══ RECORDED DATA
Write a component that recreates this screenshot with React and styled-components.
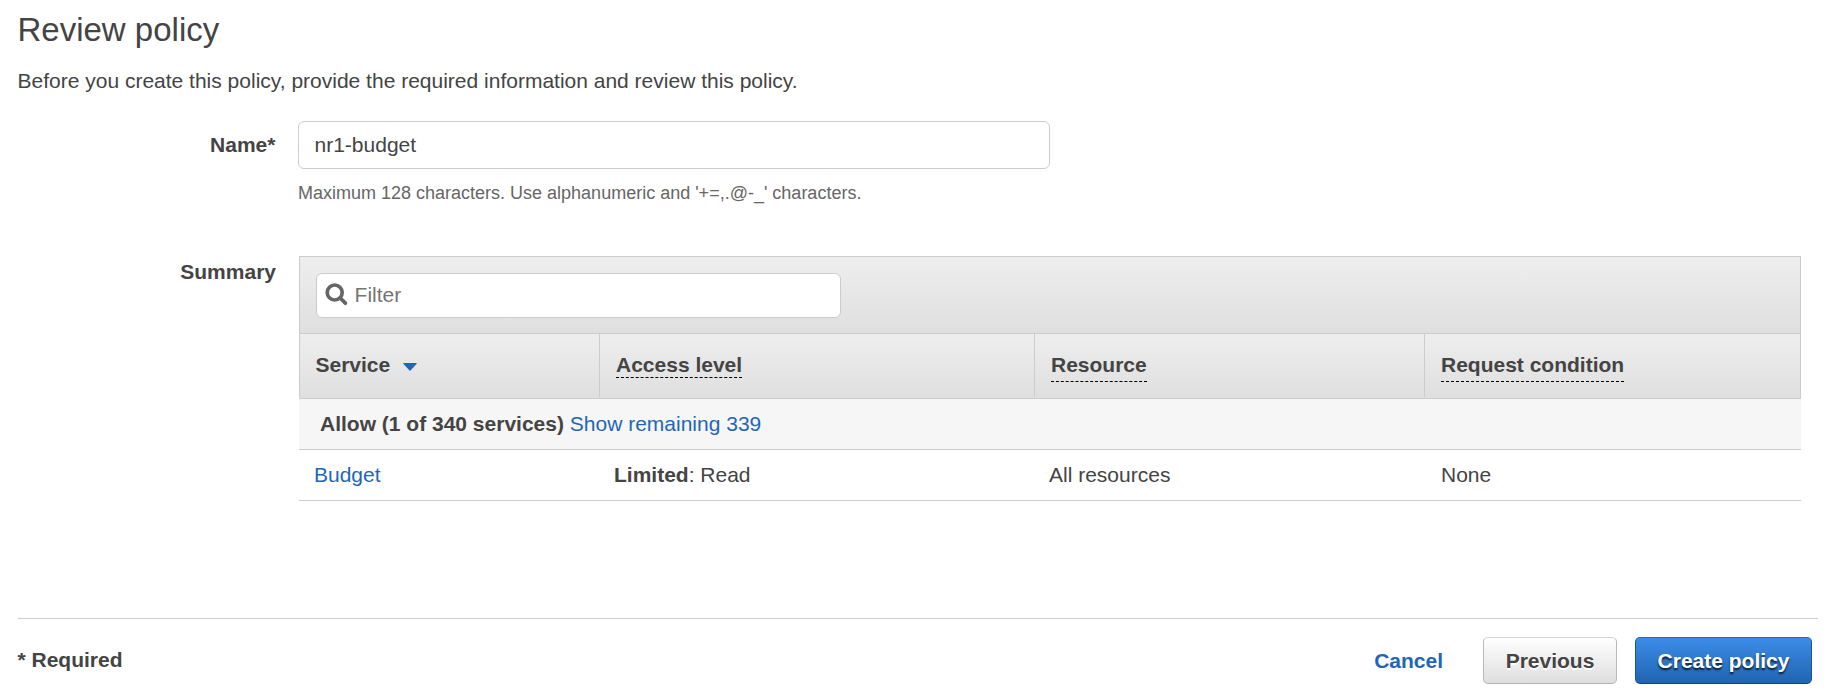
import React from "react";
import styled, { createGlobalStyle, css } from "styled-components";

const GlobalStyle = createGlobalStyle`
  * { box-sizing: border-box; }
  body {
    margin: 0;
    background: #fff;
    color: #444;
    font: 21px/24px "Liberation Sans", Arial, sans-serif;
  }
`;

const line = "#ccc";
const blue = "#1f66b8";

const Page = styled.main`
  display: flex;
  flex-direction: column;
  height: 698px;
  padding: 10px 13px 0 18px;
`;

const Title = styled.h1`
  margin: 0;
  font-size: 33px;
  line-height: 40px;
  font-weight: 400;
  text-indent: -0.5px;
`;

const Intro = styled.p`
  margin: 19px 0 28px;
  text-indent: -0.5px;
`;

const FormRow = styled.section`
  display: grid;
  grid-template-columns: 258px 1fr;
  column-gap: ${(p) => p.$gap};
`;

const Label = styled.label`
  padding-top: ${(p) => p.$top};
  padding-right: ${(p) => p.$right || 0};
  text-align: right;
  font-weight: 700;
`;

const NameInput = styled.input`
  display: block;
  width: 752px;
  height: 48px;
  padding: 0 15.5px;
  border: 1px solid ${line};
  border-radius: 6px;
  font: inherit;
  color: inherit;
  outline: none;
`;

const Hint = styled.p`
  margin: 13px 0 0;
  font-size: 18px;
  line-height: 22px;
  color: #666;
`;

const Summary = styled(FormRow)`
  margin-top: 52px;
`;

const TablePanel = styled.div`
  width: 1502px;
`;

const Toolbar = styled.div`
  height: 78px;
  padding: 16px;
  border: 1px solid ${line};
  background: linear-gradient(#eee, #dfdfdf);
`;

const FilterBox = styled.div`
  display: flex;
  align-items: center;
  width: 525px;
  height: 45px;
  padding-left: 8px;
  border: 1px solid ${line};
  border-radius: 6px;
  background: #fff;
`;

const SearchIcon = styled.svg`
  width: 24px;
  height: 24px;
  margin-bottom: 1px;
  flex: none;
`;

const FilterInput = styled.input`
  flex: 1;
  min-width: 0;
  height: 24px;
  padding: 0;
  margin: 0 0 1px 5.6px;
  border: 0;
  outline: none;
  font: inherit;
  background: transparent;
  &::placeholder { color: #757575; opacity: 1; }
`;

const columns = css`
  display: grid;
  grid-template-columns: 301px 435px 390px 376px;
`;

const HeaderRow = styled.div`
  ${columns}
  height: 65px;
  padding-bottom: 1px;
  border-bottom: 1px solid ${line};
  background: linear-gradient(#eee, #dfdfdf);
  box-shadow: inset -1px 0 ${line};
`;

const HeaderCell = styled.div`
  height: 63px;
  padding: 19px 0 0 ${(p) => (p.$first ? "15.5px" : "16px")};
  border-left: ${(p) => (p.$first ? `1px solid ${line}` : "0")};
  border-right: ${(p) => (p.$last ? "0" : `1px solid ${line}`)};
  font-weight: 700;
`;

const Term = styled.span`
  display: inline-block;
  height: ${(p) => (p.$deep ? "29px" : "25px")};
  border-bottom: 1px dashed #000;
`;

const SortArrow = styled.svg`
  width: 14px;
  height: 8px;
  margin: 0 0 1px 12.4px;
`;

const GroupRow = styled.div`
  height: 51px;
  padding: 13px 21px 0;
  border-bottom: 1px solid ${line};
  background: #f6f6f6;
`;

const DataRow = styled.div`
  ${columns}
  height: 51px;
  border-bottom: 1px solid ${line};
`;

const DataCell = styled.div`
  padding: 13px 0 0 ${(p) => p.$indent};
`;

const Link = styled.a`
  color: ${blue};
  font-weight: ${(p) => (p.$strong ? 700 : 400)};
`;

const Footer = styled.footer`
  display: flex;
  justify-content: space-between;
  margin-top: 117px;
  padding: 18px 6px 0 0;
  border-top: 1px solid ${line};
`;

const Required = styled.strong`
  padding-top: 11px;
  text-indent: -0.5px;
`;

const Actions = styled.div`
  display: flex;
  align-items: center;
`;

const Button = styled.button`
  width: ${(p) => (p.$primary ? "177px" : "134px")};
  height: 47px;
  margin-left: ${(p) => (p.$primary ? "18px" : "40px")};
  padding: 0;
  border: 1px solid;
  border-radius: 5px;
  font: inherit;
  font-weight: 700;
  ${(p) =>
    p.$primary
      ? css`
          color: #fff;
          border-color: #2368b0 #1c5594 #15406f;
          background: linear-gradient(#3c8de8, #2064b2);
          text-shadow: 0 2px 2px rgba(0, 0, 0, 0.8);
        `
      : css`
          color: #444;
          border-color: #d5d5d5 #b8b8b8 #b3b3b3;
          background: linear-gradient(#fff, #dedede);
          text-shadow: 0 2px 1px #fff;
        `}
`;

export default function App() {
  return (
    <Page>
      <GlobalStyle />
      <Title>Review policy</Title>
      <Intro>Before you create this policy, provide the required information and review this policy.</Intro>
      <FormRow $gap="22px">
        <Label $top="12px" $right="0.6px" htmlFor="policy-name">Name*</Label>
        <div>
          <NameInput id="policy-name" defaultValue="nr1-budget" />
          <Hint>Maximum 128 characters. Use alphanumeric and '+=,.@-_' characters.</Hint>
        </div>
      </FormRow>
      <Summary $gap="23px">
        <Label as="div" $top="4px">Summary</Label>
        <TablePanel>
          <Toolbar>
            <FilterBox>
              <SearchIcon viewBox="0 0 24 24" fill="none" stroke="#666">
                <circle cx="9.7" cy="9.5" r="7.5" strokeWidth="3.7" />
                <path d="M15.2 15 L20.4 20.2" strokeWidth="3.8" strokeLinecap="round" />
              </SearchIcon>
              <FilterInput placeholder="Filter" />
            </FilterBox>
          </Toolbar>
          <HeaderRow>
            <HeaderCell $first>
              Service
              <SortArrow viewBox="0 0 14 8">
                <path d="M0.6 0 H13.4 Q14 0.4 13.5 1 L7.5 7.6 Q7 8 6.5 7.6 L0.5 1 Q0 0.4 0.6 0Z" fill={blue} />
              </SortArrow>
            </HeaderCell>
            <HeaderCell><Term>Access level</Term></HeaderCell>
            <HeaderCell><Term $deep>Resource</Term></HeaderCell>
            <HeaderCell $last><Term $deep>Request condition</Term></HeaderCell>
          </HeaderRow>
          <GroupRow>
            <strong>Allow (1 of 340 services)</strong> <Link>Show remaining 339</Link>
          </GroupRow>
          <DataRow>
            <DataCell $indent="15px"><Link>Budget</Link></DataCell>
            <DataCell $indent="14px"><strong>Limited</strong>: Read</DataCell>
            <DataCell $indent="14px">All resources</DataCell>
            <DataCell $indent="16px">None</DataCell>
          </DataRow>
        </TablePanel>
      </Summary>
      <Footer>
        <Required>* Required</Required>
        <Actions>
          <Link $strong>Cancel</Link>
          <Button>Previous</Button>
          <Button $primary>Create policy</Button>
        </Actions>
      </Footer>
    </Page>
  );
}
════
▸ **EXERCISE DETAILS**: Write out each line again precisely as it appears, skipping every picture.

▸ **EXERCISE OUTPUT**:
Write a component that recreates this screenshot with React and styled-components.
import React from "react";
import styled, { createGlobalStyle, css } from "styled-components";

const GlobalStyle = createGlobalStyle`
  * { box-sizing: border-box; }
  body {
    margin: 0;
    background: #fff;
    color: #444;
    font: 21px/24px "Liberation Sans", Arial, sans-serif;
  }
`;

const line = "#ccc";
const blue = "#1f66b8";

const Page = styled.main`
  display: flex;
  flex-direction: column;
  height: 698px;
  padding: 10px 13px 0 18px;
`;

const Title = styled.h1`
  margin: 0;
  font-size: 33px;
  line-height: 40px;
  font-weight: 400;
  text-indent: -0.5px;
`;

const Intro = styled.p`
  margin: 19px 0 28px;
  text-indent: -0.5px;
`;

const FormRow = styled.section`
  display: grid;
  grid-template-columns: 258px 1fr;
  column-gap: ${(p) => p.$gap};
`;

const Label = styled.label`
  padding-top: ${(p) => p.$top};
  padding-right: ${(p) => p.$right || 0};
  text-align: right;
  font-weight: 700;
`;

const NameInput = styled.input`
  display: block;
  width: 752px;
  height: 48px;
  padding: 0 15.5px;
  border: 1px solid ${line};
  border-radius: 6px;
  font: inherit;
  color: inherit;
  outline: none;
`;

const Hint = styled.p`
  margin: 13px 0 0;
  font-size: 18px;
  line-height: 22px;
  color: #666;
`;

const Summary = styled(FormRow)`
  margin-top: 52px;
`;

const TablePanel = styled.div`
  width: 1502px;
`;

const Toolbar = styled.div`
  height: 78px;
  padding: 16px;
  border: 1px solid ${line};
  background: linear-gradient(#eee, #dfdfdf);
`;

const FilterBox = styled.div`
  display: flex;
  align-items: center;
  width: 525px;
  height: 45px;
  padding-left: 8px;
  border: 1px solid ${line};
  border-radius: 6px;
  background: #fff;
`;

const SearchIcon = styled.svg`
  width: 24px;
  height: 24px;
  margin-bottom: 1px;
  flex: none;
`;

const FilterInput = styled.input`
  flex: 1;
  min-width: 0;
  height: 24px;
  padding: 0;
  margin: 0 0 1px 5.6px;
  border: 0;
  outline: none;
  font: inherit;
  background: transparent;
  &::placeholder { color: #757575; opacity: 1; }
`;

const columns = css`
  display: grid;
  grid-template-columns: 301px 435px 390px 376px;
`;

const HeaderRow = styled.div`
  ${columns}
  height: 65px;
  padding-bottom: 1px;
  border-bottom: 1px solid ${line};
  background: linear-gradient(#eee, #dfdfdf);
  box-shadow: inset -1px 0 ${line};
`;

const HeaderCell = styled.div`
  height: 63px;
  padding: 19px 0 0 ${(p) => (p.$first ? "15.5px" : "16px")};
  border-left: ${(p) => (p.$first ? `1px solid ${line}` : "0")};
  border-right: ${(p) => (p.$last ? "0" : `1px solid ${line}`)};
  font-weight: 700;
`;

const Term = styled.span`
  display: inline-block;
  height: ${(p) => (p.$deep ? "29px" : "25px")};
  border-bottom: 1px dashed #000;
`;

const SortArrow = styled.svg`
  width: 14px;
  height: 8px;
  margin: 0 0 1px 12.4px;
`;

const GroupRow = styled.div`
  height: 51px;
  padding: 13px 21px 0;
  border-bottom: 1px solid ${line};
  background: #f6f6f6;
`;

const DataRow = styled.div`
  ${columns}
  height: 51px;
  border-bottom: 1px solid ${line};
`;

const DataCell = styled.div`
  padding: 13px 0 0 ${(p) => p.$indent};
`;

const Link = styled.a`
  color: ${blue};
  font-weight: ${(p) => (p.$strong ? 700 : 400)};
`;

const Footer = styled.footer`
  display: flex;
  justify-content: space-between;
  margin-top: 117px;
  padding: 18px 6px 0 0;
  border-top: 1px solid ${line};
`;

const Required = styled.strong`
  padding-top: 11px;
  text-indent: -0.5px;
`;

const Actions = styled.div`
  display: flex;
  align-items: center;
`;

const Button = styled.button`
  width: ${(p) => (p.$primary ? "177px" : "134px")};
  height: 47px;
  margin-left: ${(p) => (p.$primary ? "18px" : "40px")};
  padding: 0;
  border: 1px solid;
  border-radius: 5px;
  font: inherit;
  font-weight: 700;
  ${(p) =>
    p.$primary
      ? css`
          color: #fff;
          border-color: #2368b0 #1c5594 #15406f;
          background: linear-gradient(#3c8de8, #2064b2);
          text-shadow: 0 2px 2px rgba(0, 0, 0, 0.8);
        `
      : css`
          color: #444;
          border-color: #d5d5d5 #b8b8b8 #b3b3b3;
          background: linear-gradient(#fff, #dedede);
          text-shadow: 0 2px 1px #fff;
        `}
`;

export default function App() {
  return (
    <Page>
      <GlobalStyle />
      <Title>Review policy</Title>
      <Intro>Before you create this policy, provide the required information and review this policy.</Intro>
      <FormRow $gap="22px">
        <Label $top="12px" $right="0.6px" htmlFor="policy-name">Name*</Label>
        <div>
          <NameInput id="policy-name" defaultValue="nr1-budget" />
          <Hint>Maximum 128 characters. Use alphanumeric and '+=,.@-_' characters.</Hint>
        </div>
      </FormRow>
      <Summary $gap="23px">
        <Label as="div" $top="4px">Summary</Label>
        <TablePanel>
          <Toolbar>
            <FilterBox>
              <SearchIcon viewBox="0 0 24 24" fill="none" stroke="#666">
                <circle cx="9.7" cy="9.5" r="7.5" strokeWidth="3.7" />
                <path d="M15.2 15 L20.4 20.2" strokeWidth="3.8" strokeLinecap="round" />
              </SearchIcon>
              <FilterInput placeholder="Filter" />
            </FilterBox>
          </Toolbar>
          <HeaderRow>
            <HeaderCell $first>
              Service
              <SortArrow viewBox="0 0 14 8">
                <path d="M0.6 0 H13.4 Q14 0.4 13.5 1 L7.5 7.6 Q7 8 6.5 7.6 L0.5 1 Q0 0.4 0.6 0Z" fill={blue} />
              </SortArrow>
            </HeaderCell>
            <HeaderCell><Term>Access level</Term></HeaderCell>
            <HeaderCell><Term $deep>Resource</Term></HeaderCell>
            <HeaderCell $last><Term $deep>Request condition</Term></HeaderCell>
          </HeaderRow>
          <GroupRow>
            <strong>Allow (1 of 340 services)</strong> <Link>Show remaining 339</Link>
          </GroupRow>
          <DataRow>
            <DataCell $indent="15px"><Link>Budget</Link></DataCell>
            <DataCell $indent="14px"><strong>Limited</strong>: Read</DataCell>
            <DataCell $indent="14px">All resources</DataCell>
            <DataCell $indent="16px">None</DataCell>
          </DataRow>
        </TablePanel>
      </Summary>
      <Footer>
        <Required>* Required</Required>
        <Actions>
          <Link $strong>Cancel</Link>
          <Button>Previous</Button>
          <Button $primary>Create policy</Button>
        </Actions>
      </Footer>
    </Page>
  );
}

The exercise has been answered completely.